Осторожнее, дурак, подумал Питер, ты играешь с огнем. Нельзя так безрассудно вести себя с богом.
С богом, у которого нет денег, чтобы вести достойную жизнь. Только сейчас со всей болезненной внезапностью он понял, что за все эти годы с тех пор, как он уехал из Голландии, еще ни разу не ощущал так остро свою бедность. Питер жил в маленькой комнатке, ел нерегулярно и совсем не то, что хотел, носил видавшую виды одежду. Ни одна примитивная раса не относилась к своим идолам так плохо, как к нему.

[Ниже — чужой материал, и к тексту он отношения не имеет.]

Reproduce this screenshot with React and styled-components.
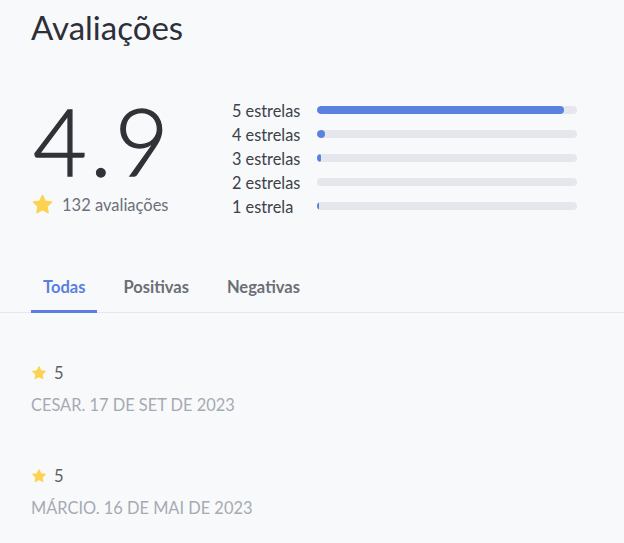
import React, { useState } from "react"
import styled, { createGlobalStyle } from "styled-components"

const GlobalStyle = createGlobalStyle`
  html, body {
    margin: 0;
    padding: 0;
    background: #f8f9fb;
  }
  body {
    font-family: "Lato", "Liberation Sans", sans-serif;
    color: #2f3237;
  }
`

const Page = styled.div`
  width: 624px;
  min-height: 543px;
  padding-top: 8px;
  box-sizing: border-box;
  overflow: hidden;
`

const Title = styled.h1`
  margin: 0 0 0 31px;
  font-size: 33px;
  font-weight: 400;
  line-height: 1.2;
  color: #2c3038;
`

const Summary = styled.section`
  display: flex;
  margin: 46px 0 0 31px;
`

const ScoreColumn = styled.div`
  width: 201px;
  display: flex;
  flex-direction: column;
`

const Score = styled.div`
  padding-left: 2px;
  font-size: 93px;
  line-height: 1;
  font-weight: 300;
  color: #2f3237;
  -webkit-text-stroke: 1.3px #2f3237;
  letter-spacing: 3px;
`

const CountRow = styled.div`
  display: flex;
  align-items: center;
  gap: 8px;
  margin-top: 8px;
  height: 20px;
  line-height: 20px;
  font-size: 16.5px;
  color: #6b7079;
`

const Bars = styled.div`
  padding-top: 4px;
  display: flex;
  flex-direction: column;
`

const BarRow = styled.div`
  display: grid;
  grid-template-columns: 85px 260px;
  align-items: center;
  height: 24px;
`

const BarLabel = styled.span`
  font-size: 16.3px;
  line-height: 24px;
  padding-top: 1px;
  color: #3d4148;
`

const Track = styled.div`
  height: 8px;
  border-radius: 4px;
  background: #e5e7ec;
  overflow: hidden;
`

const Fill = styled.div`
  height: 100%;
  border-radius: 4px;
  background: #5a80e0;
`

const TabBar = styled.nav`
  display: flex;
  gap: 14px;
  margin-top: 46px;
  padding-left: 31px;
  border-bottom: 1px solid #e3e6ed;
`

const Tab = styled.button`
  border: none;
  background: none;
  padding: 13px 12px 13px;
  font-family: inherit;
  font-size: 16.5px;
  line-height: 20px;
  font-weight: 700;
  cursor: pointer;
  color: ${(p) => (p.$active ? "#5b7fe0" : "#6b6e75")};
  border-bottom: 3px solid ${(p) => (p.$active ? "#5b7fe0" : "transparent")};
  margin-bottom: -1px;
`

const Review = styled.article`
  padding: 50px 0 0 31px;
  & + & {
    padding-top: 51px;
  }
`

const RatingRow = styled.div`
  display: flex;
  align-items: center;
  gap: 7px;
  height: 20px;
  font-size: 16.5px;
  color: #5c6068;
`

const Meta = styled.div`
  margin-top: 12px;
  height: 20px;
  line-height: 20px;
  font-size: 16.4px;
  text-transform: uppercase;
  color: #a6aab2;
`

const Star = ({ size = 20 }) => (
  <svg width={size} height={size} viewBox="0 0 24 24">
    <path
      d="M12 2.6l2.9 6 6.5.8-4.8 4.5 1.2 6.5L12 17.3l-5.8 3.1 1.2-6.5L2.6 9.4l6.5-.8z"
      fill="#fcd250"
      stroke="#fcd250"
      strokeWidth="1.6"
      strokeLinejoin="round"
    />
  </svg>
)

const distribution = [
  { label: "5 estrelas", pct: 95 },
  { label: "4 estrelas", pct: 3 },
  { label: "3 estrelas", pct: 1.5 },
  { label: "2 estrelas", pct: 0 },
  { label: "1 estrela", pct: 0.8 },
]

const reviews = [
  { rating: 5, meta: "Cesar. 17 de set de 2023" },
  { rating: 5, meta: "Márcio. 16 de mai de 2023" },
]

export default function App() {
  const [tab, setTab] = useState("Todas")
  return (
    <Page>
      <GlobalStyle />
      <Title>Avaliações</Title>
      <Summary>
        <ScoreColumn>
          <Score>4.9</Score>
          <CountRow>
            <Star size={23} />
            <span>132 avaliações</span>
          </CountRow>
        </ScoreColumn>
        <Bars>
          {distribution.map((d) => (
            <BarRow key={d.label}>
              <BarLabel>{d.label}</BarLabel>
              <Track>
                {d.pct > 0 && <Fill style={{ width: `${d.pct}%` }} />}
              </Track>
            </BarRow>
          ))}
        </Bars>
      </Summary>
      <TabBar>
        {["Todas", "Positivas", "Negativas"].map((t) => (
          <Tab key={t} $active={tab === t} onClick={() => setTab(t)}>
            {t}
          </Tab>
        ))}
      </TabBar>
      {reviews.map((r) => (
        <Review key={r.meta}>
          <RatingRow>
            <Star size={16} />
            <span>{r.rating}</span>
          </RatingRow>
          <Meta>{r.meta}</Meta>
        </Review>
      ))}
    </Page>
  )
}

Складывалась нелепая ситуация. Если бы эти миры знали о Питере, миры, чью судьбу он полностью контролировал, они бы сложили в его честь бесчисленные гимны, они бы отдали ему все свои лучше вещи и принесли бы в жертву своих сыновей и дочерей, чтобы завоевать его благосклонность. К несчастью, он только мог дать им почувствовать свое существование, но не дать знать о себе. И Питер не мог прислушаться к их мольбам. В лучшем случае, он был способен только прекратить катастрофы. И не существовало способа взять то, что ему могли бы предложить.

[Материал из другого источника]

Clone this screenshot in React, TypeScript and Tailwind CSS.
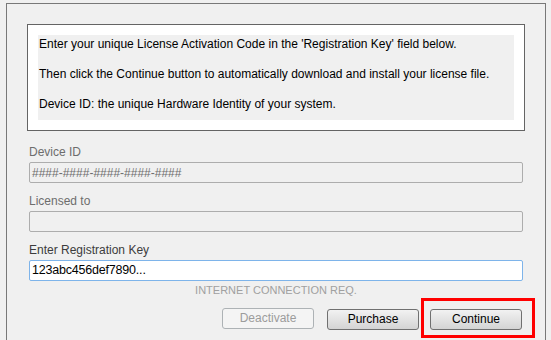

Лицо Питера наверняка выдало его неприятные, горькие мысли, потому что, когда на него налетел какой-то человек, он услышал обычную грубость и пробормотал в ответ: «Смотри, куда прешь!». Его гнев вспыхнул так, как никогда раньше в подобных ситуациях. Если бы он увидел этого человека на экране, то шевельнул бы пальцем, и человек бы умер.
Питер понял, что теперь его возмущает то, что не возмущало никогда раньше. Например, то, как заорал дорожный полицейский, когда он попытался перейти улицу, не дождавшись нужного сигнала светофора, дерзость мальчишки, промчавшегося перед ним на велосипеде, птичья глупость голубей, гулявших у него под ногами, а затем захлопавших в лицо крыльями, вдруг встрепенувшись и решив улететь. Если бы Питер мог, он уничтожил бы их всех.
Но он мог достать только людей на той, другой планете. Впрочем, что его заставляет думать, будто жизни этих не похожих на людей существ были дороже жизней тех, кого он знал? Возможно, почти наверняка, они обладали такими же глупыми и неприятными чертами, которые помогли человечеству превратить родную планету в руины. Питер сам долгое время был жертвой глупости и эгоизма. Теперь он сможет сам отомстить за глупость и эгоизм без страха наказания.
Питер осознал, что идет назад в лабораторию, слегка разогревшись, но не в состоянии думать более ясно, чем прежде. Он будет ребенком, играющим с оловянными солдатиками. Поставит их, а потом сшибет, поставит и снова сшибет… Тут он осекся. Питер сможет сшибить их лишь раз. Поставить снова уже не получится.
Он вернулся в лабораторию и опять включил аппарат. На этот раз он поставил новое сопротивление и настроил экран на ровную, выщербленную поверхность, кипящую таким жаром, что ему показалось, будто экран тоже нагревается. Это была поверхность какой-то далекой звезды. Питер смотрел, как маленькие ямки растут и взрываются, как затем в другом месте образуются такие же, и процесс повторяется. Он понял, что наблюдает феномен, за возможность увидеть который любой астрофизик даст на отсечение правую руку. Поверхность представляла собой раскаленный газ, состоящий из ядер атомов и свободных электронов, ямки же являлись завихрениями этого газа. Питер толкнул рычажок, два вихря тут же взорвались. Никаким живым существам это навредить не могло, но показало, до каких границ простирались его возможности.
Питер начал заходить все дальше и дальше и, наконец, снова поставив старое сопротивление, нашел тех людей, которых видел в начале эксперимента. Почти не понимая, что делает, Питер поднес палец к рычажку. Прошло много времени с тех пор, как он последний раз играл в солдатики. Будет чудесно сшибить их всех, даже пусть их нельзя будет поставить снова, с учетом того, что эти солдатики не машины и будут по-своему реагировать на то, что их сбивают с ног.
Палец Питера шевельнулся и застыл, словно парализованный. Это были не игрушечные солдатики, а люди. Они ценили свою жизнь не меньше, чем он свою. У него не было права делать их игрушками.
Но искушение сбить их с ног никуда не исчезло. Оно росло, пока Питер не почувствовал желание разрушать, которое было почти осязаемым. Вся горечь его существования, память о разбомбленном родном городе, о жизни в изгнании и без друзей, все всплыло на поверхность и слилось в желании убивать и мстить. Питер ощутил, что если станет продолжать смотреть на экран, то его палец сдвинет рычажок по собственной воле, и он не сможет этого предотвратить. Его мышцы так напряглись от безумного желания разрушать, что заныли. Еще чуть-чуть и он не сможет их контролировать.